Nevertheless, it cannot be denied that many Americans agree with RFK Jr. that the CIA was behind the Dallas assassination, even though it’s just not so. After all, they’ve heard that tale, told in many variants, for nearly six decades, and there’s no changing that now. No matter what the IC declassifies and releases to the public from its assassination archives – as they should have long ago – some people will spin that information how they prefer, no matter what those spy files actually say. One of those people is running for president now.

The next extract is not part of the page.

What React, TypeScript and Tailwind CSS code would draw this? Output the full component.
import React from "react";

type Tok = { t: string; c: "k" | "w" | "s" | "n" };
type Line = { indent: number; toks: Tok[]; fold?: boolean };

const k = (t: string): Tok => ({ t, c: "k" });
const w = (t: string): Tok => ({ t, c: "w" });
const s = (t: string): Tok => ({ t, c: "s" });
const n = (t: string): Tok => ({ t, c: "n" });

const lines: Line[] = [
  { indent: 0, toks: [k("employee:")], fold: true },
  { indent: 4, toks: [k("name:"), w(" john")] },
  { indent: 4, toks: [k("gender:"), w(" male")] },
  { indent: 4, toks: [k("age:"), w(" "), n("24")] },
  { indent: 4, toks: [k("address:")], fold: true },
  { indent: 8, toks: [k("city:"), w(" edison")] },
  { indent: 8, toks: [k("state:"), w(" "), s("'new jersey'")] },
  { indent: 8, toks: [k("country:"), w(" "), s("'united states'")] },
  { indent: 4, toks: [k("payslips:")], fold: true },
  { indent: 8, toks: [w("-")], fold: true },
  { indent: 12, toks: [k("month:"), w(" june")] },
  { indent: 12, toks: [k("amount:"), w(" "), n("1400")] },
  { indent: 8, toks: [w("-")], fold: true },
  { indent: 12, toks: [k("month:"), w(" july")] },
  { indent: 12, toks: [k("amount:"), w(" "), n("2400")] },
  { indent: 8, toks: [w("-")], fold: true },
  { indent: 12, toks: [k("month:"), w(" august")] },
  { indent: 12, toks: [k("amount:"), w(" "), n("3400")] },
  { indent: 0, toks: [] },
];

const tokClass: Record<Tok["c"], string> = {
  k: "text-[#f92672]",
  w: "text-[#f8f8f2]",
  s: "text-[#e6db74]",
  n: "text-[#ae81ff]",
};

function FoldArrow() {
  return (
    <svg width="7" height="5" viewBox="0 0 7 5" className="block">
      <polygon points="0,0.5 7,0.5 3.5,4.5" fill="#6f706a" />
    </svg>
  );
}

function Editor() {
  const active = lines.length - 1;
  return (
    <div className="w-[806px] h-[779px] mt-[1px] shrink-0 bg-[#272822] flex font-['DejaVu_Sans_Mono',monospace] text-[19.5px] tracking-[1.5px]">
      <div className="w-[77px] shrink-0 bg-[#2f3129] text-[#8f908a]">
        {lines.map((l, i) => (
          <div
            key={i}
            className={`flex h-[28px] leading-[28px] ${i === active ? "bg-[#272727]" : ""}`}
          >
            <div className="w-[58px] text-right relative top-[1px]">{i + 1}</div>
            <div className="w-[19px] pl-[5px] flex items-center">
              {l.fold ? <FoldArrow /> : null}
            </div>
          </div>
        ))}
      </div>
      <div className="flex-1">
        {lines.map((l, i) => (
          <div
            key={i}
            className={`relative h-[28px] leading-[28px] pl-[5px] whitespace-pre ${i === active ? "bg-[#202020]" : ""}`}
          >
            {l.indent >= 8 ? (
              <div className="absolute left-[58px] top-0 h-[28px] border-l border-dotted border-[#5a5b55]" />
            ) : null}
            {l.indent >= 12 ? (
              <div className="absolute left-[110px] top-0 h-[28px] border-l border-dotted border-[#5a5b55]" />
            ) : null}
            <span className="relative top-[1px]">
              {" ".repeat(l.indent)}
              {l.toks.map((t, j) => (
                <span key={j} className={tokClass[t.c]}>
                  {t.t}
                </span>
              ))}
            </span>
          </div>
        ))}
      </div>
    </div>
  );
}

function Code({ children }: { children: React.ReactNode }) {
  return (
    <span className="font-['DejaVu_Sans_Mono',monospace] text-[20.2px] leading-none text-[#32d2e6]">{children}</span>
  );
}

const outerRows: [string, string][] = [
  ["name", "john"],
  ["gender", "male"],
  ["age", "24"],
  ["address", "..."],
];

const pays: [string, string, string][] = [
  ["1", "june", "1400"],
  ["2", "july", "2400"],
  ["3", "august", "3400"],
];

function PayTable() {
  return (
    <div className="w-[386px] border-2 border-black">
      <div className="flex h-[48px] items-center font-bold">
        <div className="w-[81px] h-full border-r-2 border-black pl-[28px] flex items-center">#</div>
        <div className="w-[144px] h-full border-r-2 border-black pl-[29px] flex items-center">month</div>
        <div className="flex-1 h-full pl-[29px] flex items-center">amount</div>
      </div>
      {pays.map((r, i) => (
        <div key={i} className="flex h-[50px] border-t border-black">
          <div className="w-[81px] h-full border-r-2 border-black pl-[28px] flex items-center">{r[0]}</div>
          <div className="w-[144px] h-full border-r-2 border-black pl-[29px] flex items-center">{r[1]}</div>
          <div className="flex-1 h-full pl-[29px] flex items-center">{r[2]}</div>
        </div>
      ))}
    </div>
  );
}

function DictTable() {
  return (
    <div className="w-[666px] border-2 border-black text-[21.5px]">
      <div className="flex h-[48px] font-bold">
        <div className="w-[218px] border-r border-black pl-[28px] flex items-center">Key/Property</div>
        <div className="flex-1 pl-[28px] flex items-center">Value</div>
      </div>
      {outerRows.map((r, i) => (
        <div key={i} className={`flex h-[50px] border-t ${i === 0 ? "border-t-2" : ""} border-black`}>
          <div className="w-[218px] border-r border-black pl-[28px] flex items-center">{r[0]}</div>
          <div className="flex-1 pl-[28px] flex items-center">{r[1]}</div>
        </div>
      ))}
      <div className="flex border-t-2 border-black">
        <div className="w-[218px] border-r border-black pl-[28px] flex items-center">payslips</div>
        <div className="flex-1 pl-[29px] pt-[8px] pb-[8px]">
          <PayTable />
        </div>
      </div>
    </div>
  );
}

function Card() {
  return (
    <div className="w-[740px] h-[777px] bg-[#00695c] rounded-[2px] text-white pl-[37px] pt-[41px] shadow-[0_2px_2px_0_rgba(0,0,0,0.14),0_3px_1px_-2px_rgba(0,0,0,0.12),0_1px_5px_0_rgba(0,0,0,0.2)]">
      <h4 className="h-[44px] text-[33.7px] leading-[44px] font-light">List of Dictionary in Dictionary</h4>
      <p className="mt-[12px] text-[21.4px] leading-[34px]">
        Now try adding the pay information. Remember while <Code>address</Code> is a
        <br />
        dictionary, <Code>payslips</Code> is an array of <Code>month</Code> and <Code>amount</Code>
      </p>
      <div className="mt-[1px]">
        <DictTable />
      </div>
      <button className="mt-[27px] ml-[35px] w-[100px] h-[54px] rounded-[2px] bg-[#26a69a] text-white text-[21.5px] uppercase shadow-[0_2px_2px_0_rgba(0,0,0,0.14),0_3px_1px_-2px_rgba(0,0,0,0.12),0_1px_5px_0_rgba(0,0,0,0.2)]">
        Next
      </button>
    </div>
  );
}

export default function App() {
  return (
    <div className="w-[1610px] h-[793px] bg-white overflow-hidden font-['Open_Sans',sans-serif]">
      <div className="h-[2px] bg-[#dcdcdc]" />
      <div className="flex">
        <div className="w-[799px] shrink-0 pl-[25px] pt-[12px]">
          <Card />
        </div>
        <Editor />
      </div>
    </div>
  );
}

This isn’t a critique of RFK Jr. His family history is tragic. I don’t think many of us would emerge entirely level-headed after watching our uncle, then father get assassinated within five years during our youth. Moreover, things can get worse than they are in the United States when it comes to disinformation driving debates. My concern is that RFK Jr.’s making conspiratorial lies acceptable, normalizing them in campaign discourse, will generate more of these toxic conspiracy theories, when what we need is fact-based and dispassionate investigation.
Which brings us to Italy.
I’m a card-carrying Italophile. I speak the language, love the culture and cuisine, and I’ve been blessed to spend a good deal of time in Italy as well as Ticino, the Italian region of Switzerland (which is close to heavenly since you’ve got everything wonderful about Italy, but things actually work). However, there’s no getting around the fact that Italy’s political culture suffers from an acute form of conspiracy-mongering which warps policy and progress.

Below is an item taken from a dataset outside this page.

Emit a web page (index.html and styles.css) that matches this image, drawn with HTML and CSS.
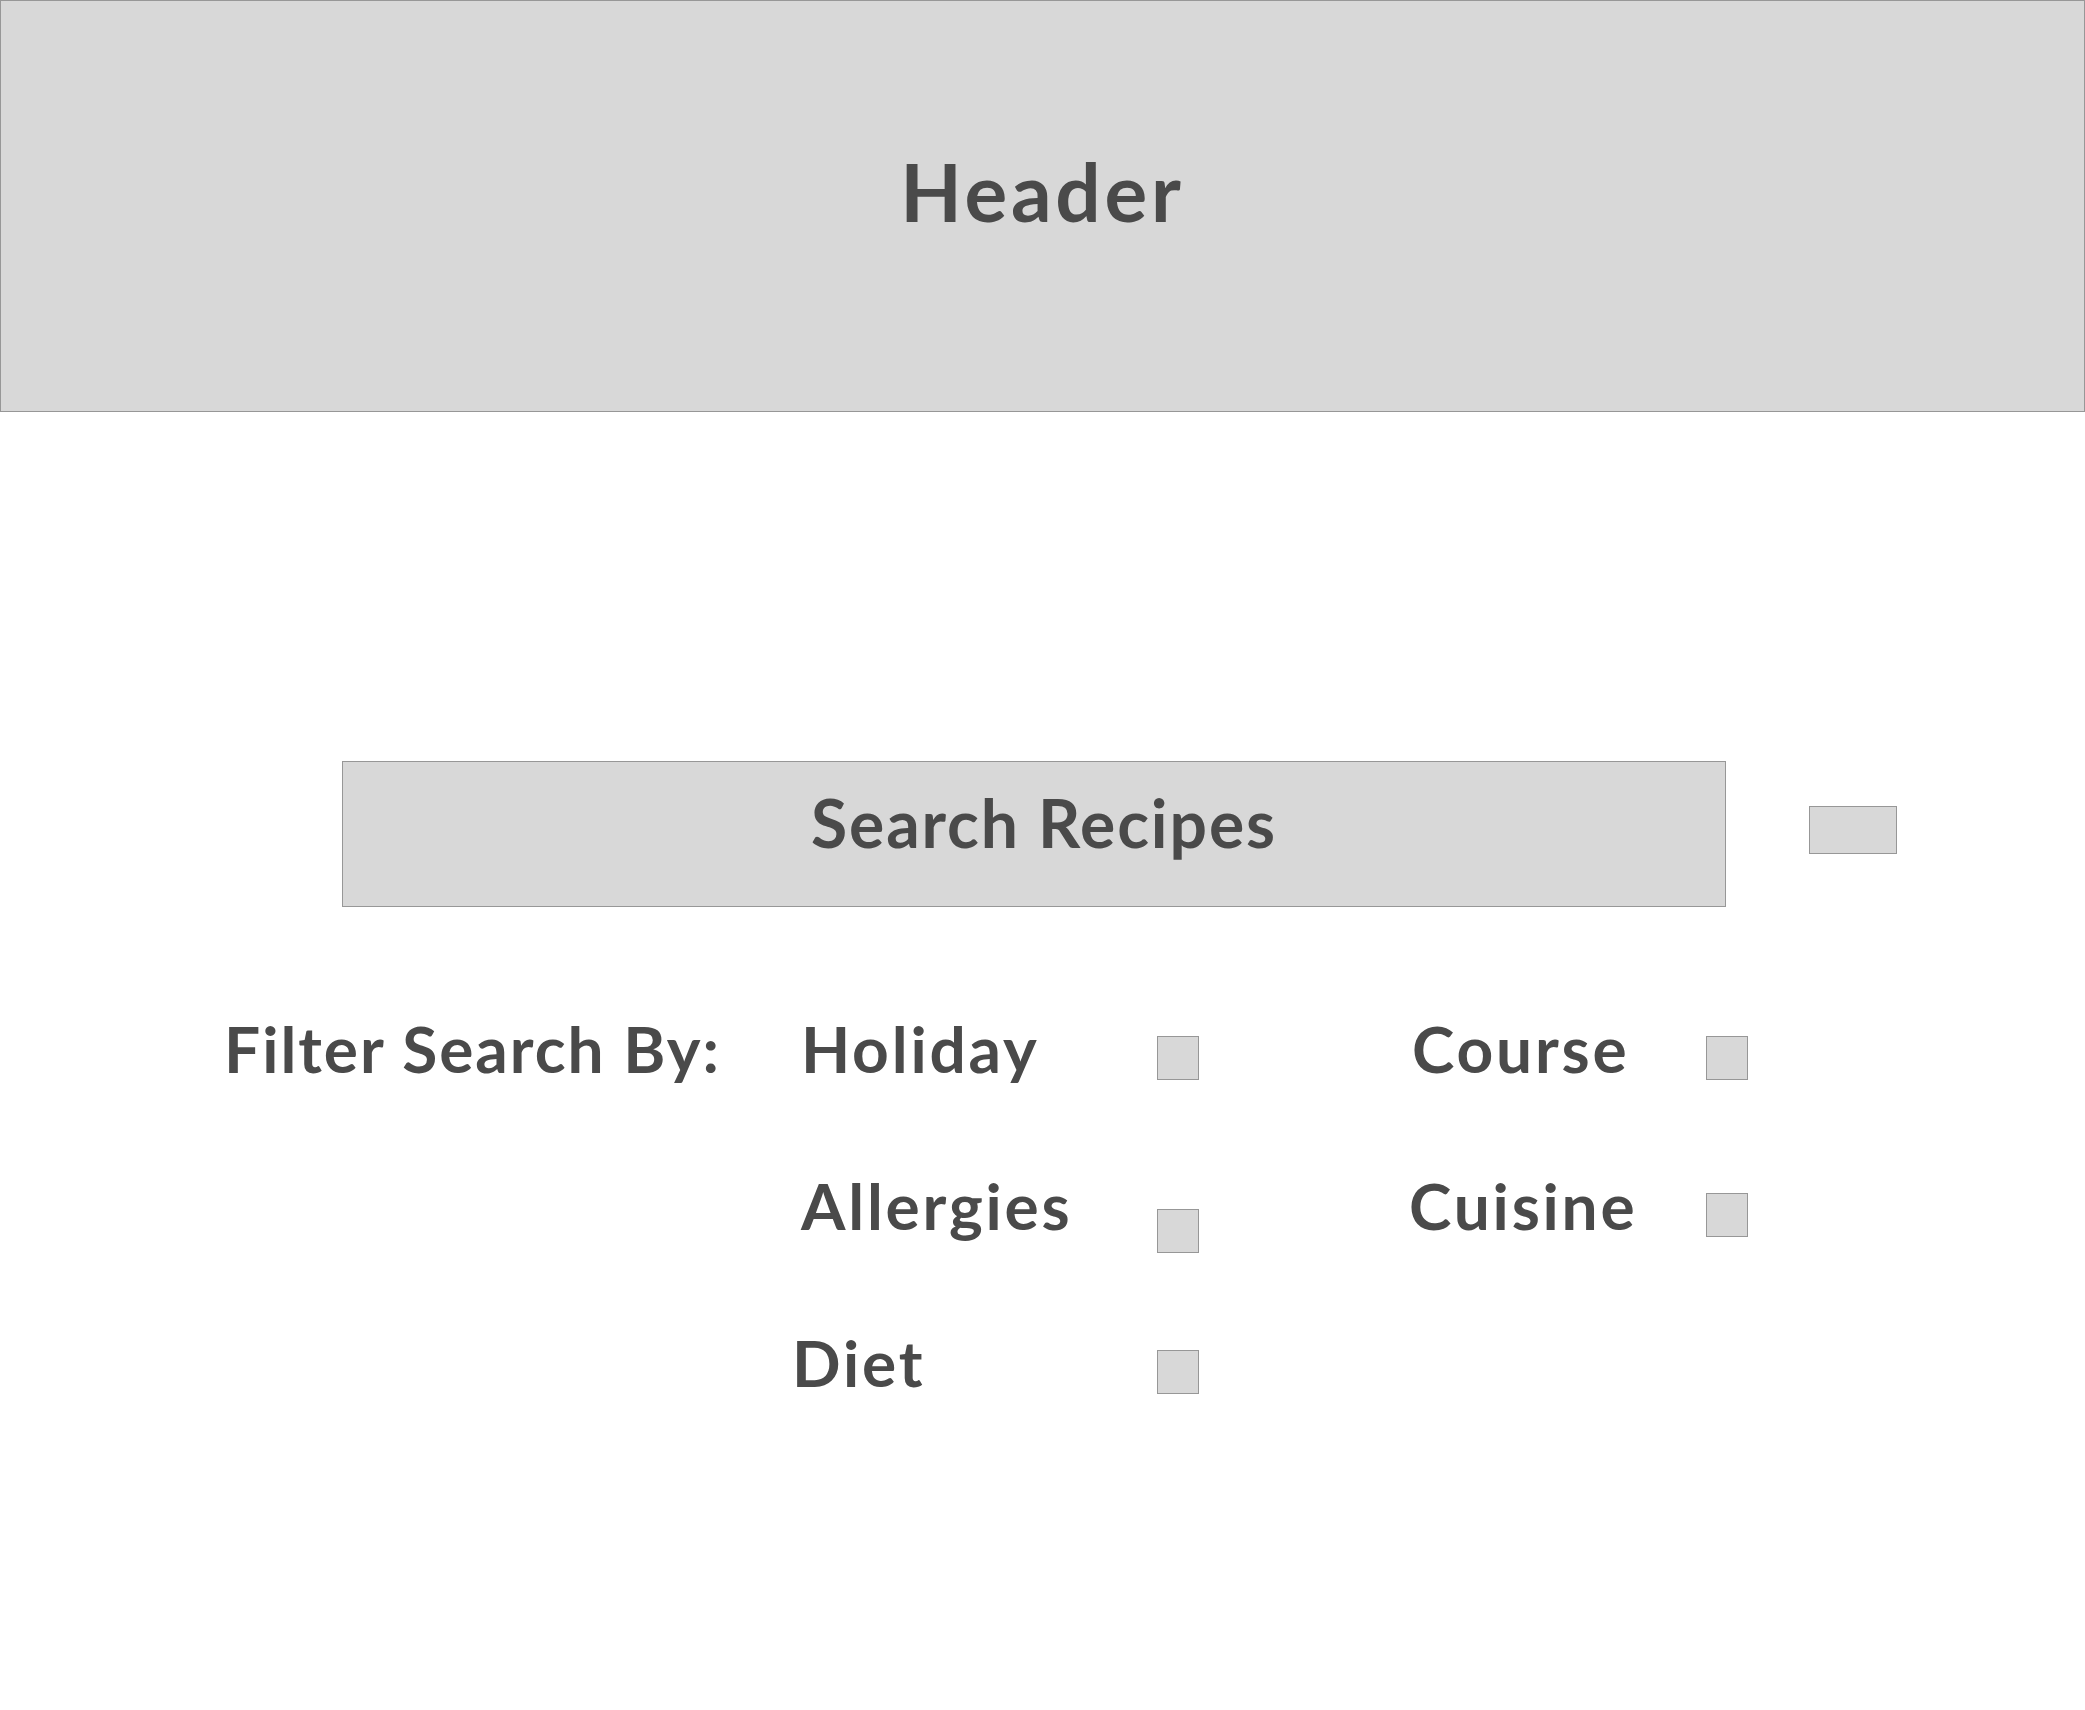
FILE: index.html
```html
<!DOCTYPE html>
<html lang="en">
<head>
<meta charset="utf-8">
<title>Search Recipes</title>
<link rel="stylesheet" href="styles.css">
</head>
<body>
  <header class="site-header">
    <h1 class="site-header__title">Header</h1>
  </header>

  <main class="main">
    <section class="search-row">
      <div class="search-box">Search Recipes</div>
      <div class="search-button"></div>
    </section>

    <section class="filters">
      <div class="filters__title">Filter Search By:</div>

      <div class="filter-label col-a row-1">Holiday</div>
      <div class="check check-a row-1"></div>
      <div class="filter-label col-b row-1">Course</div>
      <div class="check check-b row-1"></div>

      <div class="filter-label col-a row-2">Allergies</div>
      <div class="check check-a check--low row-2"></div>
      <div class="filter-label col-b filter-label--tight row-2">Cuisine</div>
      <div class="check check-b row-2"></div>

      <div class="filter-label col-a filter-label--outdent row-3">Diet</div>
      <div class="check check-a row-3"></div>
    </section>
  </main>
</body>
</html>
```

FILE: styles.css
```css
* {
  box-sizing: border-box;
}

html, body {
  margin: 0;
  padding: 0;
  background: #ffffff;
}

body {
  font-family: Lato, "Noto Sans", "Liberation Sans", sans-serif;
  font-weight: 700;
  color: #4a4a4a;
}

.site-header {
  height: 412px;
  background: #d8d8d8;
  border: 1px solid #979797;
  padding-top: 142px;
  text-align: center;
}

.site-header__title {
  margin: 0;
  font-size: 80px;
  line-height: 1.2;
  font-weight: 700;
  letter-spacing: 3.8px;
}

.main {
  padding-top: 349px;
}

.search-row {
  display: flex;
  align-items: flex-start;
  padding-left: 342px;
}

.search-box {
  width: 1384px;
  height: 146px;
  background: #d8d8d8;
  border: 1px solid #979797;
  padding-top: 21px;
  padding-left: 20px;
  text-align: center;
  font-size: 66px;
  line-height: 1.2;
  letter-spacing: 1.9px;
}

.search-button {
  width: 88px;
  height: 48px;
  margin-left: 83px;
  margin-top: 45px;
  background: #d8d8d8;
  border: 1px solid #979797;
}

.filters {
  display: grid;
  grid-template-columns: 577px 356px 42px 213px 294px 42px;
  grid-template-rows: 77px 77px 77px;
  row-gap: 80px;
  padding-left: 224px;
  margin-top: 104px;
  align-items: start;
}

.filters__title {
  grid-column: 1;
  grid-row: 1;
  font-size: 64px;
  line-height: 1.2;
  letter-spacing: 2px;
  white-space: nowrap;
}

.filter-label {
  font-size: 64px;
  line-height: 1.2;
  letter-spacing: 2.8px;
  white-space: nowrap;
}

.filter-label--outdent {
  margin-left: -9px;
}

.filter-label--tight {
  margin-left: -3px;
}

.col-a { grid-column: 2; }
.check-a { grid-column: 3; }
.col-b { grid-column: 5; }
.check-b { grid-column: 6; }

.row-1 { grid-row: 1; }
.row-2 { grid-row: 2; }
.row-3 { grid-row: 3; }

.check {
  width: 42px;
  height: 44px;
  margin-top: 25px;
  background: #d8d8d8;
  border: 1px solid #979797;
}

.check--low {
  margin-top: 41px;
}
```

That’s back in the news this week with the pronouncement by Giuliano Amato, who briefly served twice as Italy’s prime minister, that over four decades ago, the French military shot down an Italian airliner, killing 81 innocent people. Amato, who has beaten this drum in the past, demanded answers from Paris, including from President Emmanuel Macron, who was a toddler at the time of this disaster. Amato’s accusation was gently brushed off by the current premier, Giorgia Meloni, as Amato’s personal take only, which he should explain if he can.
That seems unlikely, since Amato is 85 years old. All the same, it’s not every day that the former leader of a major Western country accuses its European Union neighbor and close NATO ally of mass murder, then covering it up. The problem is that many Italians believe that Amato is telling the truth here – a horrible and shocking truth which multiple Italian governments, with NATO connivance, have covered up rather than admit.